**Your goal**
Filter the data for lines with the word "styled", then copy every line so identified.

>> START

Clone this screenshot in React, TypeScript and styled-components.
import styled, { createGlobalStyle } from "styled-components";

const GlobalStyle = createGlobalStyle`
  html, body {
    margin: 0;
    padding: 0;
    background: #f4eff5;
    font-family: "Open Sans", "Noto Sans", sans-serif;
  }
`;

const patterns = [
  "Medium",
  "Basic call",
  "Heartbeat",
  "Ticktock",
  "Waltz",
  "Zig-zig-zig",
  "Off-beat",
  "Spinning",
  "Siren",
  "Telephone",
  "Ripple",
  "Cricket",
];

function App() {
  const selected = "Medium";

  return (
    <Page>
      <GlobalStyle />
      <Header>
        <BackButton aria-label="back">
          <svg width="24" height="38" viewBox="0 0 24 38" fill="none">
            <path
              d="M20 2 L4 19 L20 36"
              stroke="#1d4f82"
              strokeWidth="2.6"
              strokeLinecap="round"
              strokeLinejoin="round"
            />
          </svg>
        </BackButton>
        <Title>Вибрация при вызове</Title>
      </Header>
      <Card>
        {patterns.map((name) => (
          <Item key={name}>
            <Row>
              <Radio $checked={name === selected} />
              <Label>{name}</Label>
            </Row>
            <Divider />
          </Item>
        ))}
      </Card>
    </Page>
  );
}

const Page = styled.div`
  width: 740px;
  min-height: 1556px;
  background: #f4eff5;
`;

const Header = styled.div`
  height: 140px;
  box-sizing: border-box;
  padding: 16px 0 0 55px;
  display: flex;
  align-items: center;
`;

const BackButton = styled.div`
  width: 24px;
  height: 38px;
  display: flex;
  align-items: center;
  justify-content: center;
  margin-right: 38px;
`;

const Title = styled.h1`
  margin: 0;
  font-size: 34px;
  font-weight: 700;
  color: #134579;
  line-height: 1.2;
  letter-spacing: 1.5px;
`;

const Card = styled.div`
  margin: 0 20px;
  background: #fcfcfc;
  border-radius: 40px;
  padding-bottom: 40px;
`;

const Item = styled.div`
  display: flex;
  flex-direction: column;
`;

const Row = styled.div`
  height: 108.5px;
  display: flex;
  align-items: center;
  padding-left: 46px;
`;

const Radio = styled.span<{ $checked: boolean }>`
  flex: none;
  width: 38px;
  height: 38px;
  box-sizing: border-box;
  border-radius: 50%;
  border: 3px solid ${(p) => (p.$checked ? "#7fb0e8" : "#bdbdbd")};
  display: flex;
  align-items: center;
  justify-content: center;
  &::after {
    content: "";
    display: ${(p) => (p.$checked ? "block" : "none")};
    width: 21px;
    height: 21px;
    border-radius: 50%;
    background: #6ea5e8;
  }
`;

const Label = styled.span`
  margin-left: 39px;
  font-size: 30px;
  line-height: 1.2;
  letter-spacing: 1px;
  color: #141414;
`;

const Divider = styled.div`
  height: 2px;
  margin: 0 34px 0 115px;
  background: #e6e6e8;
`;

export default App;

>> END

**Reply to the task**
Clone this screenshot in React, TypeScript and styled-components.
import styled, { createGlobalStyle } from "styled-components";
const Page = styled.div`
const Header = styled.div`
const BackButton = styled.div`
const Title = styled.h1`
const Card = styled.div`
const Item = styled.div`
const Row = styled.div`
const Radio = styled.span<{ $checked: boolean }>`
const Label = styled.span`
const Divider = styled.div`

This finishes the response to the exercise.